Letters to the Editor - 10/10 - Press freedom, Best of Twitter

Press freedom

[Re: Coalition rejects media’s bid for self-regulation, yesterday]

A free and independent press is the most effective, economical and accessible tool we have to secure and defend the interests of ordinary people. I may be unusual in this, but I would sooner trust the press than politicians. Britain already has among the toughest anti-press laws in the West – they would be unconstitutional in the US. And the cross-party proposals introducing political interference will make this situation far worse.
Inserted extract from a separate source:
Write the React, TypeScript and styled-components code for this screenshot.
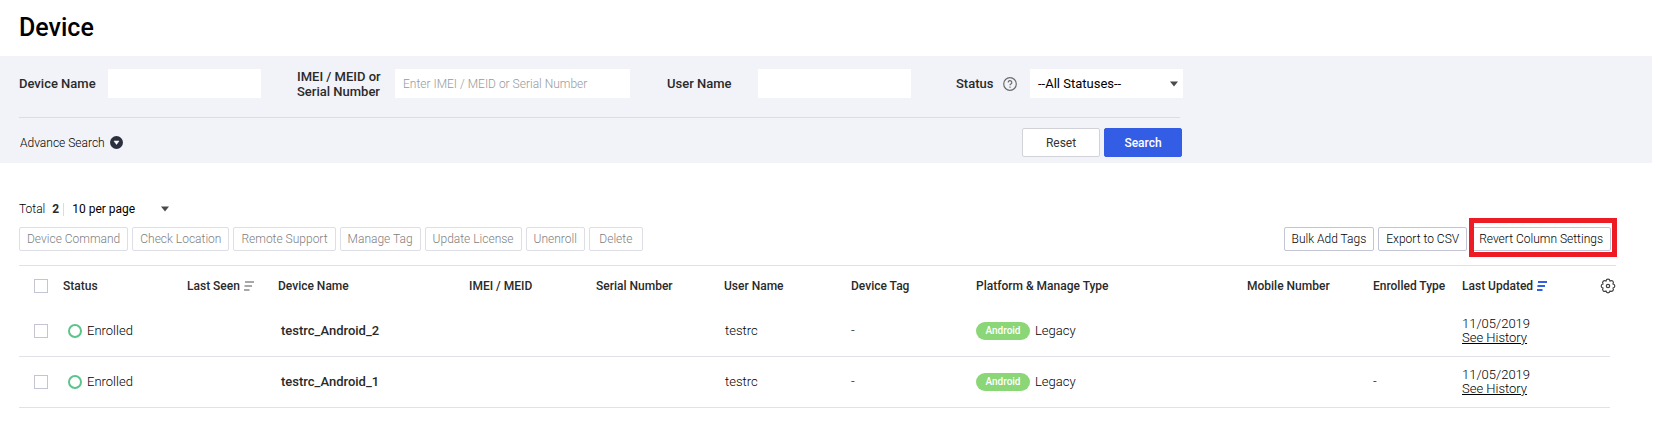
import React from 'react';
import styled, { createGlobalStyle, css } from 'styled-components';

const Global = createGlobalStyle`
  * { box-sizing: border-box; }
  body {
    margin: 0;
    background: #fff;
    color: #000;
    font-family: Roboto, "Liberation Sans", sans-serif;
    font-size: 12px;
    font-weight: 300;
    line-height: 14px;
  }
  button, input, select { font: inherit; color: inherit; margin: 0; }
`;

const Title = styled.h1`
  margin: 0;
  padding: 12px 19px 12px;
  font-size: 25px;
  font-weight: 500;
  line-height: 32px;
`;

const SearchPanel = styled.section`
  margin-right: 7px;
  padding: 13px 19px 6px;
  background: #f2f3f8;
`;

const SearchForm = styled.form`
  max-width: 1164px;
`;

const Fields = styled.div`
  display: grid;
  grid-template-columns: 278fr 370fr 289fr 227fr;
`;

const Divider = styled.hr`
  height: 1px;
  margin: 19px 3px 10px 0;
  border: 0;
  background: #dcdde2;
`;

const Field = styled.div`
  display: flex;
  align-items: center;
  height: 29px;
`;

const FieldLabel = styled.label<{ $width: number }>`
  flex: 0 0 ${(p) => p.$width}px;
  color: #2a2a2a;
  font-size: 13px;
  font-weight: 500;
  line-height: 15px;
`;

const TextBox = styled.input<{ $width: number }>`
  width: ${(p) => p.$width}px;
  height: 29px;
  padding: 0 8px;
  border: 0;
  background: #fff;
  &::placeholder { color: #999; opacity: 1; }
`;

const SelectWrap = styled.span<{ $width: number }>`
  display: grid;
  align-items: center;
  width: ${(p) => p.$width}px;
  > * { grid-area: 1 / 1; }
`;

const Select = styled.select<{ $height: number }>`
  appearance: none;
  width: 100%;
  height: ${(p) => p.$height}px;
  padding: 0 8px;
  border: 0;
  border-radius: 0;
  background: #fff;
  font-weight: 400;
`;

const StatusSelect = styled(Select)`
  font-size: 13px;
`;

const ArrowIcon = styled.svg`
  justify-self: end;
  margin-right: 5px;
  pointer-events: none;
`;

const IconButton = styled.button`
  display: flex;
  padding: 0;
  border: 0;
  background: none;
`;

const FormActions = styled.div`
  display: flex;
  align-items: center;
  gap: 4px;
  padding: 0 1px;
`;

const AdvanceButton = styled.button`
  display: flex;
  align-items: center;
  gap: 5px;
  margin-right: auto;
  padding: 0;
  border: 0;
  background: none;
`;

const ActionButton = styled.button<{ $primary?: boolean }>`
  width: 78px;
  height: 29px;
  padding: 0;
  border: 1px solid #d2d3d8;
  border-radius: 2px;
  background: #fff;
  color: #333;
  font-weight: 400;
  ${(p) =>
    p.$primary &&
    css`
      border-color: #335de4;
      background: #335de4;
      color: #fff;
      font-weight: 500;
    `}
`;

const Listing = styled.main`
  padding: 36px 43px 0 19px;
`;

const Summary = styled.div`
  display: flex;
  align-items: center;
  height: 20px;
`;

const Count = styled.strong`
  margin: 0 4px 0 7px;
  color: #2a2a2a;
  font-weight: 700;
`;

const PageSize = styled.div`
  display: flex;
  align-items: center;
  height: 13px;
  border-left: 1px solid #dcdde2;
`;

const Toolbar = styled.div`
  display: flex;
  gap: 4px;
  padding: 8px 5px 14px 0;
`;

const Spacer = styled.span`
  flex: 1;
`;

const ToolButton = styled.button`
  min-width: 54px;
  height: 24px;
  padding: 0 7px;
  border: 1px solid #c3c4d4;
  border-radius: 2px;
  background: #fff;
  white-space: nowrap;
  &:disabled { border-color: #dedfe6; color: #808080; }
`;

const Highlighted = styled.span`
  position: relative;
  display: flex;
  &::after {
    content: '';
    position: absolute;
    inset: -9px -6px -6px -2px;
    border: 5px solid #ed1c24;
    pointer-events: none;
  }
`;

const Table = styled.table`
  width: 100%;
  table-layout: fixed;
  border-collapse: separate;
  border-spacing: 0;
`;

const HeadCell = styled.th`
  height: 41px;
  padding: 0;
  border-top: 1px solid #e1e2e8;
  color: #2a2a2a;
  font-weight: 500;
  text-align: left;
  white-space: nowrap;
`;

const Cell = styled.td<{ $indent?: number }>`
  height: 51px;
  padding: 0 0 0 ${(p) => p.$indent ?? 0}px;
  border-bottom: 1px solid #e1e2e8;
  font-size: 13px;
  white-space: nowrap;
`;

const EdgeCell = styled.td`
  padding: 0;
`;

const HeadContent = styled.span`
  display: flex;
  align-items: center;
  gap: 4px;
`;

const GearSlot = styled.span`
  display: flex;
  justify-content: flex-end;
`;

const CheckBox = styled.input`
  appearance: none;
  display: block;
  width: 14px;
  height: 14px;
  margin: 0 0 0 15px;
  border: 1px solid #c3c4d4;
  background: #fff;
`;

const Status = styled.span`
  display: flex;
  align-items: center;
  gap: 5px;
`;

const StatusRing = styled.span`
  width: 14px;
  height: 14px;
  border: 2px solid #5bc48c;
  border-radius: 50%;
`;

const DeviceName = styled.span`
  color: #2a2a2a;
  font-weight: 500;
`;

const Platform = styled.span`
  display: flex;
  align-items: center;
  gap: 5px;
`;

const Badge = styled.span`
  width: 54px;
  height: 18px;
  border-radius: 9px;
  background: #8bd676;
  color: #fff;
  font-size: 10px;
  font-weight: 500;
  line-height: 18px;
  text-align: center;
`;

const HistoryLink = styled.a`
  display: block;
  color: inherit;
  text-decoration: underline;
`;

const Arrow = () => (
  <ArrowIcon width="8" height="6" viewBox="0 0 8 6" aria-hidden="true">
    <path d="M0 0.5h8L4 5.5z" fill="#4a4a4a" />
  </ArrowIcon>
);

const SortIcon = ({ color }: { color: string }) => (
  <svg width="10" height="10" viewBox="0 0 10 10" aria-hidden="true">
    <path d="M1 1h9M0.5 5h7.5M0 9h5.5" stroke={color} strokeWidth="1.8" fill="none" />
  </svg>
);

const GearIcon = () => (
  <svg width="16" height="16" viewBox="0 0 16 16" fill="none" stroke="#444" strokeWidth="1.2" strokeLinejoin="round" aria-hidden="true">
    <path d="M6 3.1Q6.2 1.2 8 1.2T10 3.1Q11.6 1.9 12.8 3.2T12.9 6Q14.8 6.2 14.8 8T12.9 10Q14.1 11.6 12.8 12.8T10 12.9Q9.8 14.8 8 14.8T6 12.9Q4.4 14.1 3.2 12.8T3.1 10Q1.2 9.8 1.2 8T3.1 6Q1.9 4.4 3.2 3.2T6 3.1Z" />
    <circle cx="8" cy="8" r="1.7" />
  </svg>
);

const HelpIcon = () => (
  <svg width="14" height="14" viewBox="0 0 14 14" fill="none" stroke="#6b6b6b" strokeWidth="1.2" aria-hidden="true">
    <circle cx="7" cy="7" r="6.3" />
    <path d="M5.2 5.4a1.8 1.8 0 1 1 2.7 1.5c-.6.4-.9.6-.9 1.3M7 9.4v1.3" />
  </svg>
);

const columns: { label: string; width: number; sort?: string }[] = [
  { label: 'Status', width: 124 },
  { label: 'Last Seen', width: 91, sort: '#a8a8a8' },
  { label: 'Device Name', width: 191 },
  { label: 'IMEI / MEID', width: 127 },
  { label: 'Serial Number', width: 128 },
  { label: 'User Name', width: 127 },
  { label: 'Device Tag', width: 125 },
  { label: 'Platform & Manage Type', width: 271 },
  { label: 'Mobile Number', width: 126 },
  { label: 'Enrolled Type', width: 89 },
  { label: 'Last Updated', width: 120, sort: '#335de4' },
];

const devices = [
  { name: 'testrc_Android_2', user: 'testrc', tag: '-', platform: 'Android', type: 'Legacy', enrolled: '', updated: '11/05/2019' },
  { name: 'testrc_Android_1', user: 'testrc', tag: '-', platform: 'Android', type: 'Legacy', enrolled: '-', updated: '11/05/2019' },
];

const bulkActions = ['Device Command', 'Check Location', 'Remote Support', 'Manage Tag', 'Update License', 'Unenroll', 'Delete'];

export default function App() {
  return (
    <>
      <Global />
      <Title>Device</Title>
      <SearchPanel>
        <SearchForm onSubmit={(e) => e.preventDefault()}>
          <Fields>
            <Field>
              <FieldLabel htmlFor="device-name" $width={89}>Device Name</FieldLabel>
              <TextBox id="device-name" $width={153} />
            </Field>
            <Field>
              <FieldLabel htmlFor="imei" $width={98}>
                IMEI / MEID or
                <br />
                Serial Number
              </FieldLabel>
              <TextBox id="imei" $width={235} placeholder="Enter IMEI / MEID or Serial Number" />
            </Field>
            <Field>
              <FieldLabel htmlFor="user-name" $width={91}>User Name</FieldLabel>
              <TextBox id="user-name" $width={153} />
            </Field>
            <Field>
              <FieldLabel htmlFor="status" $width={47}>Status</FieldLabel>
              <IconButton type="button" aria-label="Status help"><HelpIcon /></IconButton>
              <Spacer />
              <SelectWrap $width={153}>
                <StatusSelect id="status" $height={29}>
                  <option>--All Statuses--</option>
                </StatusSelect>
                <Arrow />
              </SelectWrap>
            </Field>
          </Fields>
          <Divider />
          <FormActions>
            <AdvanceButton type="button">
              Advance Search
              <svg width="13" height="13" viewBox="0 0 13 13" aria-hidden="true">
                <circle cx="6.5" cy="6.5" r="6.5" fill="#2b303e" />
                <path d="M4 5h5L6.5 8.5z" fill="#fff" stroke="#fff" strokeWidth="0.5" />
              </svg>
            </AdvanceButton>
            <ActionButton type="reset">Reset</ActionButton>
            <ActionButton type="submit" $primary>Search</ActionButton>
          </FormActions>
        </SearchForm>
      </SearchPanel>
      <Listing>
        <Summary>
          Total <Count>2</Count>
          <PageSize>
            <SelectWrap $width={110}>
              <Select aria-label="Rows per page" $height={20}>
                <option>10 per page</option>
              </Select>
              <Arrow />
            </SelectWrap>
          </PageSize>
        </Summary>
        <Toolbar>
          {bulkActions.map((label) => (
            <ToolButton key={label} type="button" disabled>{label}</ToolButton>
          ))}
          <Spacer />
          <ToolButton type="button">Bulk Add Tags</ToolButton>
          <ToolButton type="button">Export to CSV</ToolButton>
          <Highlighted>
            <ToolButton type="button">Revert Column Settings</ToolButton>
          </Highlighted>
        </Toolbar>
        <Table>
          <colgroup>
            <col style={{ width: 44 }} />
            {columns.map((c) => <col key={c.label} style={{ width: c.width }} />)}
            <col style={{ width: 28 }} />
            <col style={{ width: 6 }} />
          </colgroup>
          <thead>
            <tr>
              <HeadCell><CheckBox type="checkbox" aria-label="Select all devices" /></HeadCell>
              {columns.map((c) => (
                <HeadCell key={c.label} scope="col">
                  <HeadContent>
                    {c.label}
                    {c.sort && <SortIcon color={c.sort} />}
                  </HeadContent>
                </HeadCell>
              ))}
              <HeadCell colSpan={2}>
                <GearSlot>
                  <IconButton type="button" aria-label="Column settings"><GearIcon /></IconButton>
                </GearSlot>
              </HeadCell>
            </tr>
          </thead>
          <tbody>
            {devices.map((d) => (
              <tr key={d.name}>
                <Cell><CheckBox type="checkbox" aria-label={`Select ${d.name}`} /></Cell>
                <Cell $indent={5}><Status><StatusRing />Enrolled</Status></Cell>
                <Cell />
                <Cell $indent={3}><DeviceName>{d.name}</DeviceName></Cell>
                <Cell />
                <Cell />
                <Cell $indent={1}>{d.user}</Cell>
                <Cell>{d.tag}</Cell>
                <Cell><Platform><Badge>{d.platform}</Badge>{d.type}</Platform></Cell>
                <Cell />
                <Cell>{d.enrolled}</Cell>
                <Cell>
                  {d.updated}
                  <HistoryLink href="#history">See History</HistoryLink>
                </Cell>
                <Cell />
                <EdgeCell />
              </tr>
            ))}
          </tbody>
        </Table>
      </Listing>
    </>
  );
}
One motive may be that politicians from all parties were caught helping themselves to taxpayers’ money in a scandal whose reporting some tried hard to suppress. It is as though politicians cannot look at an industry in which Britain has long led the world without doing it down. This may explain Helen Grant MP’s proposals to open papers further to libel action with little or no cost to litigants. I worked for a time in newspapers and know how hard most journalists try, and how costly it is to maintain standards. That political leaders work with aggrieved film stars and technocrats to attack free speech in my name is breathtaking. That together they seek to impose their views on what I can and cannot read is something I never thought I would see in Britain.

Peter Curtain



UK economy not rebalancing based on industrial production and trade. Two data points aren’t a trend.

Janet Yellen, Christine Lagarde, Angela Merkel. Margaret Thatcher would have been proud.

Royal Mail, bearing in mind global competition, has been fairly priced. Top valuation equals no investors.

Many on the left outraged by attempts to curb trade union freedom. So why favour curb on press freedom?